-- BEGIN GIVEN DATA --
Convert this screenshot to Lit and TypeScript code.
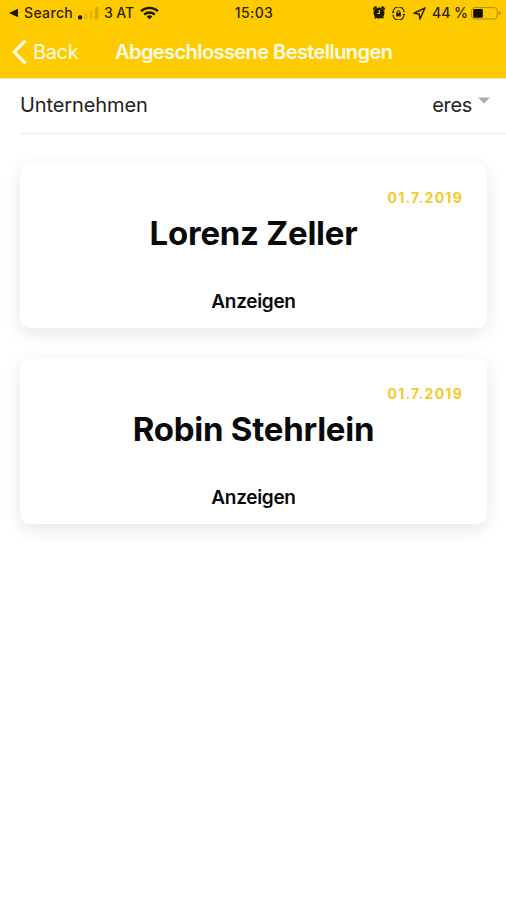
import { LitElement, html, css } from "lit";
import { customElement, property } from "lit/decorators.js";

@customElement("status-bar")
class StatusBar extends LitElement {
  static styles = css`
    :host {
      display: grid;
      grid-template-columns: 1fr auto 1fr;
      align-items: center;
      height: 26px;
      padding: 0 5px 0 9px;
      color: #2b2406;
      font-size: 14px;
      font-weight: 500;
      line-height: 26px;
      white-space: pre;
    }
    .side { display: flex; align-items: center; }
    .right { justify-content: flex-end; }
    svg { display: block; flex: none; }
    .back { margin-right: 5px; }
    .search { width: 49px; letter-spacing: 0.35px; }
    .bars { margin: 1px 5px 0 5px; }
    .carrier { width: 31px; letter-spacing: -0.1px; }
    .wifi { margin-left: 5px; }
    .time { letter-spacing: 0.4px; margin-right: 2px; }
    .alarm { margin-right: 7px; }
    .lock { margin-right: 8px; }
    .arrow { margin-right: 6px; }
    .percent { width: 36px; letter-spacing: 0; margin-right: 3px; }
  `;
  render() {
    return html`
      <div class="side">
        <svg class="back" width="10" height="10" viewBox="0 0 10 10"><path d="M0 5 9 .7v8.6z" fill="#1c1803" /></svg>
        <span class="search">Search</span>
        <svg class="bars" width="21" height="13" viewBox="0 0 21 13">
          <rect x="0" y="8.3" width="4.2" height="4.2" rx="1.6" fill="#1c1803" />
          <rect x="6.3" y="6.5" width="3" height="6" rx="1" fill="#e6b800" />
          <rect x="11.5" y="3.5" width="3" height="9" rx="1" fill="#e6b800" />
          <rect x="17" y="0" width="3.4" height="12.5" rx="1" fill="#d6a900" />
        </svg>
        <span class="carrier">3 AT</span>
        <svg class="wifi" width="19" height="14" viewBox="0 0 19 14" fill="none" stroke="#1c1803" stroke-width="2.3">
          <path d="M1 5.2a12.3 12.3 0 0 1 17 0" />
          <path d="M4.2 8.6a7.8 7.8 0 0 1 10.6 0" />
          <path d="M9.5 13.3 6.7 10.5a4 4 0 0 1 5.6 0z" fill="#1c1803" stroke="none" />
        </svg>
      </div>
      <span class="time">15:03</span>
      <div class="side right">
        <svg class="alarm" width="12" height="14" viewBox="0 0 12 14">
          <circle cx="6" cy="7" r="5.5" fill="#1c1803" />
          <path d="M.5 4.4A2.6 2.6 0 0 1 4.2.9zM11.5 4.4A2.6 2.6 0 0 0 7.8.9zM1.4 10.5h2.4l-2 2.8zM10.6 10.5H8.2l2 2.8z" fill="#1c1803" />
          <path d="M6.3 4v3.5H4" fill="none" stroke="#fecb00" stroke-width="1.1" />
        </svg>
        <svg class="lock" width="13" height="13" viewBox="0 0 13 13" fill="none" stroke="#2b2406" stroke-width="1.2">
          <path d="M1 5.3A5.4 5.4 0 0 1 12 5.3M12 7.7A5.4 5.4 0 0 1 1 7.7" />
          <path d="M0 4.8 1 6l1.2-1M10.8 8 12 7l1 1.2" stroke-width="1" />
          <rect x="4.1" y="5.8" width="4.8" height="3.6" fill="#2b2406" stroke="none" />
          <path d="M5.1 6.2V5a1.4 1.4 0 0 1 2.8 0v1.2" stroke-width="1" />
        </svg>
        <svg class="arrow" width="13" height="13" viewBox="0 0 13 13"><path d="M12 1 1 6.2l5.2.7.7 5.2z" fill="none" stroke="#2b2406" stroke-width="1.5" stroke-linejoin="round" /></svg>
        <span class="percent">44 %</span>
        <svg width="30" height="13" viewBox="0 0 30 13">
          <rect x=".6" y=".6" width="25.6" height="11.4" rx="3" fill="none" stroke="#b08e00" stroke-width="1" />
          <rect x="2.2" y="2" width="9.6" height="8.8" rx="1" fill="#110e02" />
          <path d="M27.6 4.3q2 .6 2 2t-2 2z" fill="#b08e00" />
        </svg>
      </div>
    `;
  }
}

@customElement("nav-header")
class NavHeader extends LitElement {
  static styles = css`
    :host {
      display: flex;
      align-items: center;
      height: 52px;
      padding-left: 12px;
      color: #fffbe8;
      font-size: 20px;
      line-height: 52px;
      white-space: nowrap;
    }
    svg { display: block; margin-right: 6px; }
    .back { width: 82px; letter-spacing: -0.35px; }
    .title { font-weight: 600; letter-spacing: -0.57px; }
  `;
  render() {
    return html`
      <svg width="15" height="26" viewBox="0 0 15 26"><path d="M13.5 1.6 2.3 13l11.2 11.4" fill="none" stroke="#fffbe8" stroke-width="3.2" /></svg>
      <span class="back">Back</span>
      <span class="title">Abgeschlossene Bestellungen</span>
    `;
  }
}

@customElement("order-card")
class OrderCard extends LitElement {
  @property() name = "";
  @property() date = "";
  static styles = css`
    :host {
      display: flex;
      flex-direction: column;
      height: 165px;
      box-sizing: border-box;
      padding-top: 25px;
      border-radius: 10px;
      background: #fff;
      box-shadow: 0 5px 18px rgba(0, 0, 0, 0.1);
      text-align: center;
      color: #0a0a0a;
    }
    .date {
      align-self: flex-end;
      margin-right: 24px;
      height: 19px;
      line-height: 19px;
      font-size: 14px;
      font-weight: 700;
      letter-spacing: 1.25px;
      color: #f2cb2c;
    }
    .name {
      height: 52px;
      line-height: 52px;
      font-size: 33px;
      font-weight: 650;
      letter-spacing: -0.25px;
    }
    .show {
      margin-top: 30px;
      height: 26px;
      line-height: 26px;
      font-size: 19px;
      font-weight: 600;
      letter-spacing: -0.3px;
    }
  `;
  render() {
    return html`
      <div class="date">${this.date}</div>
      <div class="name">${this.name}</div>
      <div class="show">Anzeigen</div>
    `;
  }
}

@customElement("app-root")
class AppRoot extends LitElement {
  static styles = css`
    :host {
      display: block;
      height: 900px;
      overflow: hidden;
      background: #fff;
      font-family: Inter, "Liberation Sans", sans-serif;
    }
    .top { background: #fecb00; border-bottom: 1px solid #faeab0; }
    .field {
      display: flex;
      align-items: center;
      height: 55px;
      box-sizing: border-box;
      margin-left: 20px;
      padding: 0 16px 2px 0;
      border-bottom: 1px solid #ebebeb;
      font-size: 20px;
      line-height: 52px;
      color: #222;
    }
    .label { flex: 1; letter-spacing: -0.1px; }
    .value { letter-spacing: -0.3px; }
    .caret { margin: 0 0 9px 6px; }
    .list {
      display: flex;
      flex-direction: column;
      gap: 31px;
      padding: 29px 19px 0 20px;
    }
  `;
  render() {
    return html`
      <div class="top">
        <status-bar></status-bar>
        <nav-header></nav-header>
      </div>
      <div class="field">
        <span class="label">Unternehmen</span>
        <span class="value">eres</span>
        <svg class="caret" width="12" height="7" viewBox="0 0 12 7"><path d="M0 .5h12L6 6.5z" fill="#aaa" /></svg>
      </div>
      <div class="list">
        <order-card name="Lorenz Zeller" date="01.7.2019"></order-card>
        <order-card name="Robin Stehrlein" date="01.7.2019"></order-card>
      </div>
    `;
  }
}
-- END GIVEN DATA --
**DIRECTIVE:** Reproduce every line above as written, skipping pictures.

**RESULT:**
Convert this screenshot to Lit and TypeScript code.
import { LitElement, html, css } from "lit";
import { customElement, property } from "lit/decorators.js";

@customElement("status-bar")
class StatusBar extends LitElement {
  static styles = css`
    :host {
      display: grid;
      grid-template-columns: 1fr auto 1fr;
      align-items: center;
      height: 26px;
      padding: 0 5px 0 9px;
      color: #2b2406;
      font-size: 14px;
      font-weight: 500;
      line-height: 26px;
      white-space: pre;
    }
    .side { display: flex; align-items: center; }
    .right { justify-content: flex-end; }
    svg { display: block; flex: none; }
    .back { margin-right: 5px; }
    .search { width: 49px; letter-spacing: 0.35px; }
    .bars { margin: 1px 5px 0 5px; }
    .carrier { width: 31px; letter-spacing: -0.1px; }
    .wifi { margin-left: 5px; }
    .time { letter-spacing: 0.4px; margin-right: 2px; }
    .alarm { margin-right: 7px; }
    .lock { margin-right: 8px; }
    .arrow { margin-right: 6px; }
    .percent { width: 36px; letter-spacing: 0; margin-right: 3px; }
  `;
  render() {
    return html`
      <div class="side">
        <svg class="back" width="10" height="10" viewBox="0 0 10 10"><path d="M0 5 9 .7v8.6z" fill="#1c1803" /></svg>
        <span class="search">Search</span>
        <svg class="bars" width="21" height="13" viewBox="0 0 21 13">
          <rect x="0" y="8.3" width="4.2" height="4.2" rx="1.6" fill="#1c1803" />
          <rect x="6.3" y="6.5" width="3" height="6" rx="1" fill="#e6b800" />
          <rect x="11.5" y="3.5" width="3" height="9" rx="1" fill="#e6b800" />
          <rect x="17" y="0" width="3.4" height="12.5" rx="1" fill="#d6a900" />
        </svg>
        <span class="carrier">3 AT</span>
        <svg class="wifi" width="19" height="14" viewBox="0 0 19 14" fill="none" stroke="#1c1803" stroke-width="2.3">
          <path d="M1 5.2a12.3 12.3 0 0 1 17 0" />
          <path d="M4.2 8.6a7.8 7.8 0 0 1 10.6 0" />
          <path d="M9.5 13.3 6.7 10.5a4 4 0 0 1 5.6 0z" fill="#1c1803" stroke="none" />
        </svg>
      </div>
      <span class="time">15:03</span>
      <div class="side right">
        <svg class="alarm" width="12" height="14" viewBox="0 0 12 14">
          <circle cx="6" cy="7" r="5.5" fill="#1c1803" />
          <path d="M.5 4.4A2.6 2.6 0 0 1 4.2.9zM11.5 4.4A2.6 2.6 0 0 0 7.8.9zM1.4 10.5h2.4l-2 2.8zM10.6 10.5H8.2l2 2.8z" fill="#1c1803" />
          <path d="M6.3 4v3.5H4" fill="none" stroke="#fecb00" stroke-width="1.1" />
        </svg>
        <svg class="lock" width="13" height="13" viewBox="0 0 13 13" fill="none" stroke="#2b2406" stroke-width="1.2">
          <path d="M1 5.3A5.4 5.4 0 0 1 12 5.3M12 7.7A5.4 5.4 0 0 1 1 7.7" />
          <path d="M0 4.8 1 6l1.2-1M10.8 8 12 7l1 1.2" stroke-width="1" />
          <rect x="4.1" y="5.8" width="4.8" height="3.6" fill="#2b2406" stroke="none" />
          <path d="M5.1 6.2V5a1.4 1.4 0 0 1 2.8 0v1.2" stroke-width="1" />
        </svg>
        <svg class="arrow" width="13" height="13" viewBox="0 0 13 13"><path d="M12 1 1 6.2l5.2.7.7 5.2z" fill="none" stroke="#2b2406" stroke-width="1.5" stroke-linejoin="round" /></svg>
        <span class="percent">44 %</span>
        <svg width="30" height="13" viewBox="0 0 30 13">
          <rect x=".6" y=".6" width="25.6" height="11.4" rx="3" fill="none" stroke="#b08e00" stroke-width="1" />
          <rect x="2.2" y="2" width="9.6" height="8.8" rx="1" fill="#110e02" />
          <path d="M27.6 4.3q2 .6 2 2t-2 2z" fill="#b08e00" />
        </svg>
      </div>
    `;
  }
}

@customElement("nav-header")
class NavHeader extends LitElement {
  static styles = css`
    :host {
      display: flex;
      align-items: center;
      height: 52px;
      padding-left: 12px;
      color: #fffbe8;
      font-size: 20px;
      line-height: 52px;
      white-space: nowrap;
    }
    svg { display: block; margin-right: 6px; }
    .back { width: 82px; letter-spacing: -0.35px; }
    .title { font-weight: 600; letter-spacing: -0.57px; }
  `;
  render() {
    return html`
      <svg width="15" height="26" viewBox="0 0 15 26"><path d="M13.5 1.6 2.3 13l11.2 11.4" fill="none" stroke="#fffbe8" stroke-width="3.2" /></svg>
      <span class="back">Back</span>
      <span class="title">Abgeschlossene Bestellungen</span>
    `;
  }
}

@customElement("order-card")
class OrderCard extends LitElement {
  @property() name = "";
  @property() date = "";
  static styles = css`
    :host {
      display: flex;
      flex-direction: column;
      height: 165px;
      box-sizing: border-box;
      padding-top: 25px;
      border-radius: 10px;
      background: #fff;
      box-shadow: 0 5px 18px rgba(0, 0, 0, 0.1);
      text-align: center;
      color: #0a0a0a;
    }
    .date {
      align-self: flex-end;
      margin-right: 24px;
      height: 19px;
      line-height: 19px;
      font-size: 14px;
      font-weight: 700;
      letter-spacing: 1.25px;
      color: #f2cb2c;
    }
    .name {
      height: 52px;
      line-height: 52px;
      font-size: 33px;
      font-weight: 650;
      letter-spacing: -0.25px;
    }
    .show {
      margin-top: 30px;
      height: 26px;
      line-height: 26px;
      font-size: 19px;
      font-weight: 600;
      letter-spacing: -0.3px;
    }
  `;
  render() {
    return html`
      <div class="date">${this.date}</div>
      <div class="name">${this.name}</div>
      <div class="show">Anzeigen</div>
    `;
  }
}

@customElement("app-root")
class AppRoot extends LitElement {
  static styles = css`
    :host {
      display: block;
      height: 900px;
      overflow: hidden;
      background: #fff;
      font-family: Inter, "Liberation Sans", sans-serif;
    }
    .top { background: #fecb00; border-bottom: 1px solid #faeab0; }
    .field {
      display: flex;
      align-items: center;
      height: 55px;
      box-sizing: border-box;
      margin-left: 20px;
      padding: 0 16px 2px 0;
      border-bottom: 1px solid #ebebeb;
      font-size: 20px;
      line-height: 52px;
      color: #222;
    }
    .label { flex: 1; letter-spacing: -0.1px; }
    .value { letter-spacing: -0.3px; }
    .caret { margin: 0 0 9px 6px; }
    .list {
      display: flex;
      flex-direction: column;
      gap: 31px;
      padding: 29px 19px 0 20px;
    }
  `;
  render() {
    return html`
      <div class="top">
        <status-bar></status-bar>
        <nav-header></nav-header>
      </div>
      <div class="field">
        <span class="label">Unternehmen</span>
        <span class="value">eres</span>
        <svg class="caret" width="12" height="7" viewBox="0 0 12 7"><path d="M0 .5h12L6 6.5z" fill="#aaa" /></svg>
      </div>
      <div class="list">
        <order-card name="Lorenz Zeller" date="01.7.2019"></order-card>
        <order-card name="Robin Stehrlein" date="01.7.2019"></order-card>
      </div>
    `;
  }
}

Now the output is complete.